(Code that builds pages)

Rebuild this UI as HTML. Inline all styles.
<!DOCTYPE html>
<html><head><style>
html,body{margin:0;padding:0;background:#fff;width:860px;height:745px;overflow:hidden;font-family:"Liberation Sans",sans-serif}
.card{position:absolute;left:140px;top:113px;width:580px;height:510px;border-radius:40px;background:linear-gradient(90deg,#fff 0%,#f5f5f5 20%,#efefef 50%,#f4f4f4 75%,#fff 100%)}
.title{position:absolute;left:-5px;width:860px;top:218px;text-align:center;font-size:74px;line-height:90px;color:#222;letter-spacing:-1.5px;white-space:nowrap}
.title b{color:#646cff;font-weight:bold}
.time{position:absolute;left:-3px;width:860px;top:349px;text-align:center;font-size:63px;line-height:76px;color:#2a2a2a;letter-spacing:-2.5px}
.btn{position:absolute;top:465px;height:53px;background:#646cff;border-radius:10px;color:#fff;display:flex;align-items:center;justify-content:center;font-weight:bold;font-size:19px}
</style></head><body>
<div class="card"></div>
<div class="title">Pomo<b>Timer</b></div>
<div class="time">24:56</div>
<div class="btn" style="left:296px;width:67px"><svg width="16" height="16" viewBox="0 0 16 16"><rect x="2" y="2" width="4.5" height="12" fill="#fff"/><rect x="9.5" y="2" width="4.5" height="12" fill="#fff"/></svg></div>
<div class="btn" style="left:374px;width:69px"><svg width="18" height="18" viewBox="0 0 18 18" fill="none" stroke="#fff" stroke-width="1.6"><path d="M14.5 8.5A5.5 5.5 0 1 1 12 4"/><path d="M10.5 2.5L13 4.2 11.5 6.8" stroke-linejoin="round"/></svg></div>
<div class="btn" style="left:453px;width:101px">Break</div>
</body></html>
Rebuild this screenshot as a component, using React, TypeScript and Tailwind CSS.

REQUEST:
Filter for "this". Return all lines that hold it.

THE SOLUTION:
Rebuild this UI as HTML. Inline all styles.
Rebuild this screenshot as a component, using React, TypeScript and Tailwind CSS.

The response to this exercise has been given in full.